Instructions to follow
Word for word, copy all the data and drop the pictures.

|---|

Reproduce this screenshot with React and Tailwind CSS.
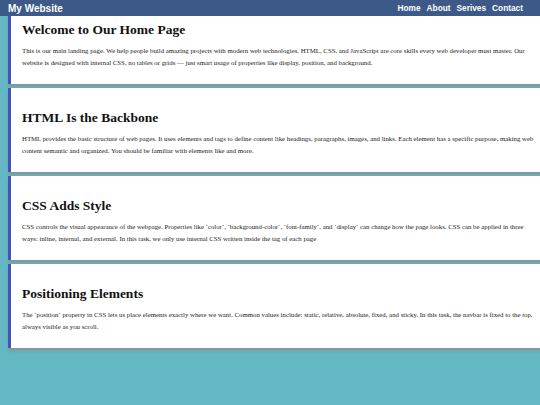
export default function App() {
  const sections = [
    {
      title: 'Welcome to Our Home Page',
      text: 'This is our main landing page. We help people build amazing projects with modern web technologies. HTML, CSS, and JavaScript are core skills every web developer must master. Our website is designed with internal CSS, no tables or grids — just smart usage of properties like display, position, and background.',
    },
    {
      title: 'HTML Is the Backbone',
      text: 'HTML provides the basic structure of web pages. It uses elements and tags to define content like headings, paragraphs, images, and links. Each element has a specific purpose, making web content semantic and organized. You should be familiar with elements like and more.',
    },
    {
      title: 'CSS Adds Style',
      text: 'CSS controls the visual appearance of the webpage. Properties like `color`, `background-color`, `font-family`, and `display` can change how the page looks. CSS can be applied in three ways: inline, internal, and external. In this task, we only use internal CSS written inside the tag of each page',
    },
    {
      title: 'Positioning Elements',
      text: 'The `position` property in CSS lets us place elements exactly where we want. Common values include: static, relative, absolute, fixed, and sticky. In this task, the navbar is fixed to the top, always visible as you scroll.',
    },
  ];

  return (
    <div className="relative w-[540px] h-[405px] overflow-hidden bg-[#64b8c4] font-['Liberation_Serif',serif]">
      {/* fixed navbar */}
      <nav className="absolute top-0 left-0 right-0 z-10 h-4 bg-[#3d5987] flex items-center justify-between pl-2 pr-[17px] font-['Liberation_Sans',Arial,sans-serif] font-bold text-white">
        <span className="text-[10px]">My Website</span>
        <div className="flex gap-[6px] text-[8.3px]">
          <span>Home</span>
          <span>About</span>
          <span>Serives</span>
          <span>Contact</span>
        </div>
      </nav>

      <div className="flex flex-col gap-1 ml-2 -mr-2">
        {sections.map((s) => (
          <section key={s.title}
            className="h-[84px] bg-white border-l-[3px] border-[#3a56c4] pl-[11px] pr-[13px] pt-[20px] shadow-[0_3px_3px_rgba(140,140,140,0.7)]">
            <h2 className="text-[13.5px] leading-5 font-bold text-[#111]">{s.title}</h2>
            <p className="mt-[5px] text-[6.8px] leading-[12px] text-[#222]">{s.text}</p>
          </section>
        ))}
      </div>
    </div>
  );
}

|---|

Task output
Reproduce this screenshot with React and Tailwind CSS.
export default function App() {
  const sections = [
    {
      title: 'Welcome to Our Home Page',
      text: 'This is our main landing page. We help people build amazing projects with modern web technologies. HTML, CSS, and JavaScript are core skills every web developer must master. Our website is designed with internal CSS, no tables or grids — just smart usage of properties like display, position, and background.',
    },
    {
      title: 'HTML Is the Backbone',
      text: 'HTML provides the basic structure of web pages. It uses elements and tags to define content like headings, paragraphs, images, and links. Each element has a specific purpose, making web content semantic and organized. You should be familiar with elements like and more.',
    },
    {
      title: 'CSS Adds Style',
      text: 'CSS controls the visual appearance of the webpage. Properties like `color`, `background-color`, `font-family`, and `display` can change how the page looks. CSS can be applied in three ways: inline, internal, and external. In this task, we only use internal CSS written inside the tag of each page',
    },
    {
      title: 'Positioning Elements',
      text: 'The `position` property in CSS lets us place elements exactly where we want. Common values include: static, relative, absolute, fixed, and sticky. In this task, the navbar is fixed to the top, always visible as you scroll.',
    },
  ];

  return (
    <div className="relative w-[540px] h-[405px] overflow-hidden bg-[#64b8c4] font-['Liberation_Serif',serif]">
      {/* fixed navbar */}
      <nav className="absolute top-0 left-0 right-0 z-10 h-4 bg-[#3d5987] flex items-center justify-between pl-2 pr-[17px] font-['Liberation_Sans',Arial,sans-serif] font-bold text-white">
        <span className="text-[10px]">My Website</span>
        <div className="flex gap-[6px] text-[8.3px]">
          <span>Home</span>
          <span>About</span>
          <span>Serives</span>
          <span>Contact</span>
        </div>
      </nav>

      <div className="flex flex-col gap-1 ml-2 -mr-2">
        {sections.map((s) => (
          <section key={s.title}
            className="h-[84px] bg-white border-l-[3px] border-[#3a56c4] pl-[11px] pr-[13px] pt-[20px] shadow-[0_3px_3px_rgba(140,140,140,0.7)]">
            <h2 className="text-[13.5px] leading-5 font-bold text-[#111]">{s.title}</h2>
            <p className="mt-[5px] text-[6.8px] leading-[12px] text-[#222]">{s.text}</p>
          </section>
        ))}
      </div>
    </div>
  );
}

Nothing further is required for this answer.